Therefore; it is obvious that obtaining a constant \( \rho \)-factor to the Min AST problem is NP-Complete (Otherwise we could use any approximation algorithm for the Min AST problem to obtain an approximation to the minimum weight Hamiltonian path problem by setting all probabilities to 0).

3 Solution approaches

This section will present several solution approaches for the problem. We start with dynamic programming and branch and bound methods which obtain optimal solutions but may require high computations and memory usage. We then provide several heuristics that reach good solutions and require much less resources.

3.1 Dynamic programming

Berman et al. [14] introduced a forward dynamic programming algorithm that produces an exact solution for a problem when all probabilities are equal. We performed several adjustments in this algorithm so that it can reach the optimal solution when the probabilities are not equal [as required in scenarios (a) and (b)].

The algorithm has \( \left| V \right| - 1 \) stages (numbered 0 to \( n - 1 \)). The number of stages is equal to the number of vertices in the complete search path (not including the starting vertex). In each stage, we generate a table in which the rows represent the group of vertices that have been added to the path until the previous stage (set \( A_{i} \) in the algorithm); and the columns represent the vertices that can be added to the path in the current stage (see Fig. 2).

This algorithm has a time complexity of \( O\left( {2^{n} n^{3} } \right) \) (assuming a table of binomial coefficients is pre-processed); the \( i \) th stage of the algorithm requires \( O\left( {n\left( {\begin{array}{*{20}c} n \\ i \\ \end{array} } \right)} \right) \) memory as it keeps a table with \( \left( {\begin{array}{*{20}c} n \\ i \\ \end{array} } \right) \) rows and \( n \) columns. In order to retrieve the optimal path, all tables must be kept, and the total amount of memory required is \( O\left( {\sum\nolimits_{i = 1}^{n} {n\left( {\begin{array}{*{20}c} n \\ i \\ \end{array} } \right)} } \right) = O\left( {2^{n} } \right) \). This algorithm is not affected by the probabilities on the graph and runs in a constant amount of time for all graph instances of the same size.

Algorithm Forward-Dynamic-Programming \( \left( {G, LastStageTable, Stage} \right) \)

1. If \( Stage = 0 \), create a table \( NewStageTable \) where \( NewStageTable\left[ {0, i} \right] = t_{0,i} \)

2. Else \( \left( {1 \le Stage \le n - 1} \right) \), create a table \( NewStageTable \) with \( \left( {\begin{array}{*{20}c} n \\ {Stage} \\ \end{array} } \right) \) rows and \( n \) columns.

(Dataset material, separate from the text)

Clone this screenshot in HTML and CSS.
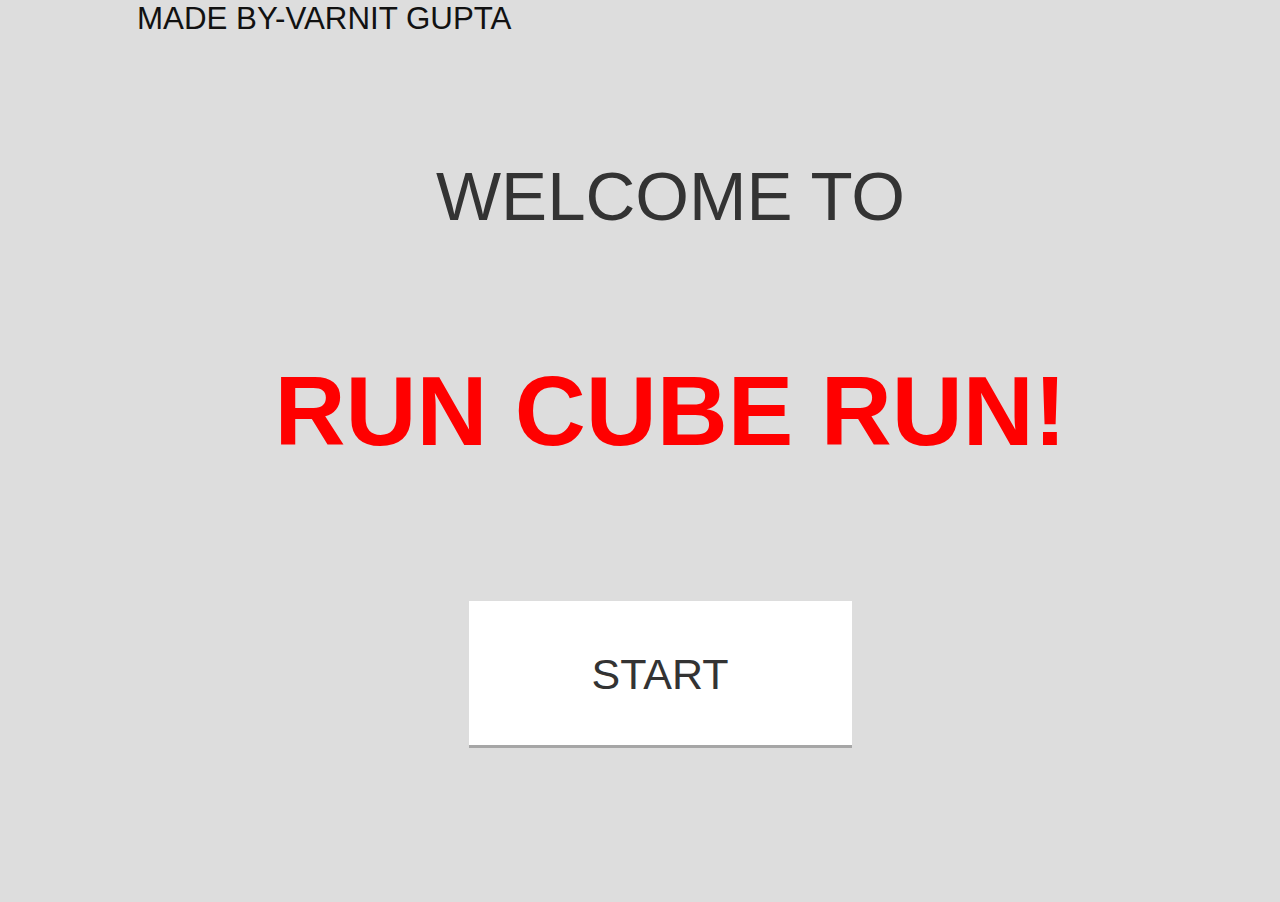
FILE: index.html
```html
<!DOCTYPE html>
<html lang="en">
<head>
<meta charset="utf-8">
<title>Run Cube Run</title>
<link rel="stylesheet" href="styles.css">
</head>
<body>
  <div class="credit">MADE BY-VARNIT GUPTA</div>
  <main class="menu">
    <h2 class="welcome">WELCOME TO</h2>
    <h1 class="title">RUN CUBE RUN!</h1>
    <button class="start" type="button">START</button>
  </main>
</body>
</html>
```

FILE: styles.css
```css
html, body {
  margin: 0;
  padding: 0;
  background: #dddddd;
  height: 100%;
}
body {
  font-family: "Liberation Sans", Arial, sans-serif;
  overflow: hidden;
}
.credit {
  margin: 1px 0 0 137px;
  font-size: 31.3px;
  line-height: 1.15;
  color: #111111;
}
.menu {
  display: flex;
  flex-direction: column;
  align-items: center;
  padding-left: 61px;
}
.welcome {
  margin: 120px 0 0 0;
  font-size: 69px;
  font-weight: normal;
  line-height: 1.15;
  color: #333333;
}
.title {
  margin: 119px 0 0 0;
  font-size: 98.3px;
  font-weight: bold;
  line-height: 1.15;
  color: #ff0000;
}
.start {
  margin: 133px 21px 0 0;
  width: 383px;
  height: 144px;
  border: none;
  background: #ffffff;
  box-shadow: 0 3px 0 #a6a6a6;
  font-family: "Liberation Sans", Arial, sans-serif;
  font-size: 43px;
  color: #333333;
  padding: 2px 0 0 0;
  cursor: pointer;
}
```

 2.1. For each row \( i \) in \( LastStageTable \):

  2.1.1. Calculate the cumulative probability* for the row: \( p_{{r_{i} }} = \prod\nolimits_{{l \in A_{i} }} {\left( {1 - p_{l} } \right)^{**} } \)

  2.1.2. For each column \( j \) in \( LastStageTable \):

   2.1.2.1. If the vertex represented by column \( j \) belongs to the set \( A_{i} \), then cell \( C\left( {i,j} \right) = \infty \)

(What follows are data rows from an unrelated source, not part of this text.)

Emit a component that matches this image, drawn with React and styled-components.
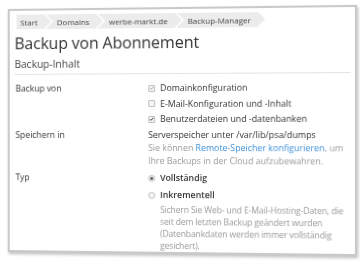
import React from 'react'
import styled, { createGlobalStyle } from 'styled-components'

const Global = createGlobalStyle`
  html, body { margin: 0; padding: 0; background: #ffffff; }
  body { width: 360px; height: 263px; overflow: hidden; font-family: "Open Sans", "DejaVu Sans", sans-serif; }
`

const Stage = styled.div`
  width: 360px;
  height: 263px;
  padding: 7px 5px 0 4px;
  box-sizing: border-box;
`

const Frame = styled.div`
  background: #ffffff;
  border: 2px solid #c9c9c9;
  box-shadow: 1px 2px 3px rgba(0, 0, 0, 0.25);
  height: 247px;
  box-sizing: border-box;
  padding: 4px 0 0 5px;
  overflow: hidden;
  color: #333;
  transform: perspective(1100px) rotateY(-6deg);
  transform-origin: 50% 50%;
`

const Crumbs = styled.div`
  display: flex;
  height: 15px;
  margin-left: 2px;
`

const Crumb = styled.div`
  position: relative;
  display: flex;
  align-items: center;
  background: #ececec;
  color: #444;
  font-size: 8px;
  padding: 0 7px 0 ${p => (p.$first ? '4px' : '11px')};
  margin-right: 2px;
  &::after {
    content: '';
    position: absolute;
    right: -7px;
    top: 0;
    border-left: 7px solid #ececec;
    border-top: 7.5px solid transparent;
    border-bottom: 7.5px solid transparent;
    z-index: 1;
  }
  &::before {
    content: '';
    position: absolute;
    right: -9px;
    top: 0;
    border-left: 7px solid #ffffff;
    border-top: 7.5px solid transparent;
    border-bottom: 7.5px solid transparent;
    z-index: 1;
  }
`

const Title = styled.h1`
  margin: 2px 0 0 0;
  font-size: 16.2px;
  font-weight: 400;
  line-height: 24px;
  color: #333;
  letter-spacing: -0.1px;
`

const Section = styled.div`
  margin-top: 2px;
  font-size: 10.5px;
  line-height: 15px;
  color: #444;
  border-bottom: 1px solid #e2e2e2;
  padding-bottom: 2px;
  margin-right: 4px;
`

const Form = styled.div`
  display: grid;
  grid-template-columns: 137px 1fr;
  row-gap: 4px;
  margin-top: 8px;
  font-size: 8.8px;
  line-height: 12px;
`

const Label = styled.div`
  padding-left: 1px;
  color: #333;
`

const Field = styled.div`
  display: flex;
  flex-direction: column;
  gap: ${p => p.$gap || 0}px;
  line-height: ${p => p.$lh || 12}px;
`

const Option = styled.div`
  display: flex;
  align-items: center;
  gap: 5px;
  color: #333;
  font-weight: ${p => (p.$bold ? 600 : 400)};
`

const Box = styled.span`
  width: 7px;
  height: 7px;
  border: 1px solid #bdbdbd;
  border-radius: 1px;
  background: #f4f4f4;
  box-sizing: border-box;
  display: inline-flex;
  align-items: center;
  justify-content: center;
  flex: none;
`

const Radio = styled(Box)`
  border-radius: 50%;
  &::after {
    content: '';
    width: 3px;
    height: 3px;
    border-radius: 50%;
    background: ${p => (p.$on ? '#555' : 'transparent')};
  }
`

const Hint = styled.div`
  color: #9a9a9a;
  padding-left: ${p => p.$indent || 0}px;
  margin-top: ${p => p.$top || 0}px;
  font-size: ${p => (p.$tight ? '8.6px' : 'inherit')};
  letter-spacing: ${p => (p.$tight ? '-0.15px' : 'normal')};
`

const Link = styled.span`
  color: #3d8fd8;
`

const Check = ({ color }) => (
  <svg width="6" height="6" viewBox="0 0 6 6">
    <path d="M1 3.2 L2.4 4.6 L5 1.4" fill="none" stroke={color} strokeWidth="1.1" />
  </svg>
)

export default function App() {
  return (
    <Stage>
      <Global />
      <Frame>
        <Crumbs>
          <Crumb $first>Start</Crumb>
          <Crumb>Domains</Crumb>
          <Crumb>werbe-markt.de</Crumb>
          <Crumb>Backup-Manager</Crumb>
        </Crumbs>
        <Title>Backup von Abonnement</Title>
        <Section>Backup-Inhalt</Section>
        <Form>
          <Label>Backup von</Label>
          <Field $gap={3.5}>
            <Option><Box><Check color="#aaa" /></Box>Domainkonfiguration</Option>
            <Option><Box />E-Mail-Konfiguration und -Inhalt</Option>
            <Option><Box><Check color="#333" /></Box>Benutzerdateien und -datenbanken</Option>
          </Field>
          <Label>Speichern in</Label>
          <Field $lh={13}>
            <div>Serverspeicher unter /var/lib/psa/dumps</div>
            <Hint>Sie können <Link>Remote-Speicher konfigurieren</Link>, um Ihre Backups in der Cloud aufzubewahren.</Hint>
          </Field>
          <Label>Typ</Label>
          <Field $gap={5}>
            <Option $bold><Radio $on />Vollständig</Option>
            <div>
              <Option $bold><Radio />Inkrementell</Option>
              <Hint $indent={12} $top={3} $tight>Sichern Sie Web- und E-Mail-Hosting-Daten, die seit dem letzten Backup geändert wurden (Datenbankdaten werden immer vollständig gesichert).</Hint>
            </div>
          </Field>
        </Form>
      </Frame>
    </Stage>
  )
}
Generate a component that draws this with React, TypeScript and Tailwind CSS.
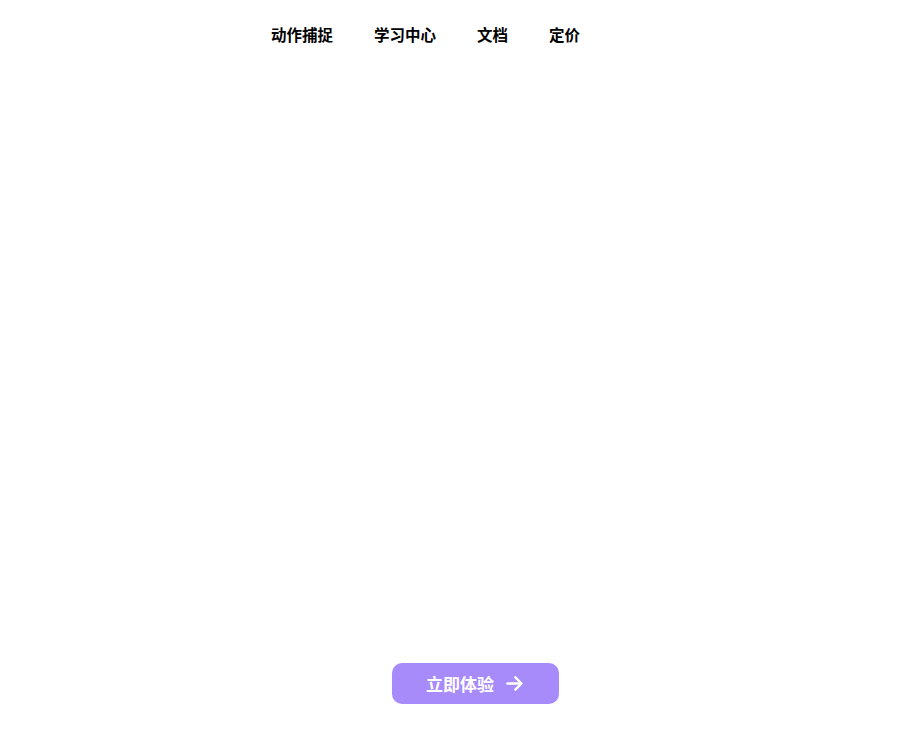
import React from "react";

export default function App() {
  const font = { fontFamily: '"Noto Sans CJK SC", "Noto Sans", sans-serif' };
  return (
    <div className="w-[900px] h-[750px] bg-white flex flex-col" style={font}>
      <nav className="flex items-center h-[69px] pl-[271px] gap-[41px] text-[15.5px] font-bold text-black">
        <span>动作捕捉</span>
        <span>学习中心</span>
        <span>文档</span>
        <span>定价</span>
      </nav>
      <div className="flex-1" />
      <div className="pl-[392px] pb-[46px]">
        <button className="flex items-center justify-center gap-[10px] w-[167px] h-[41px] rounded-[10px] bg-[#a78bfa] text-white text-[17px] font-bold">
          <span>立即体验</span>
          <svg width="21" height="21" viewBox="0 0 24 24" fill="none" stroke="currentColor" strokeWidth="2.8" strokeLinecap="round" strokeLinejoin="round">
            <path d="M4 12h15" />
            <path d="M13 5l7 7-7 7" />
          </svg>
        </button>
      </div>
    </div>
  );
}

   2.1.2.2. Else \( C\left( {i,j} \right) = \min_{{k \in A_{i} }} \left\{ {LastStageTable\left[ {index\left( {A_{i} - k} \right)^{***} , k} \right] + t_{k,j} p_{{r_{i} }} } \right\} \)

 2.2. If \( Stage = n - 1 \), return the minimal value in \( NewStageTable, \)

  Else, call \( ForwardDynamicProgramming\left( {G,NewStageTable,Stage + 1} \right) \)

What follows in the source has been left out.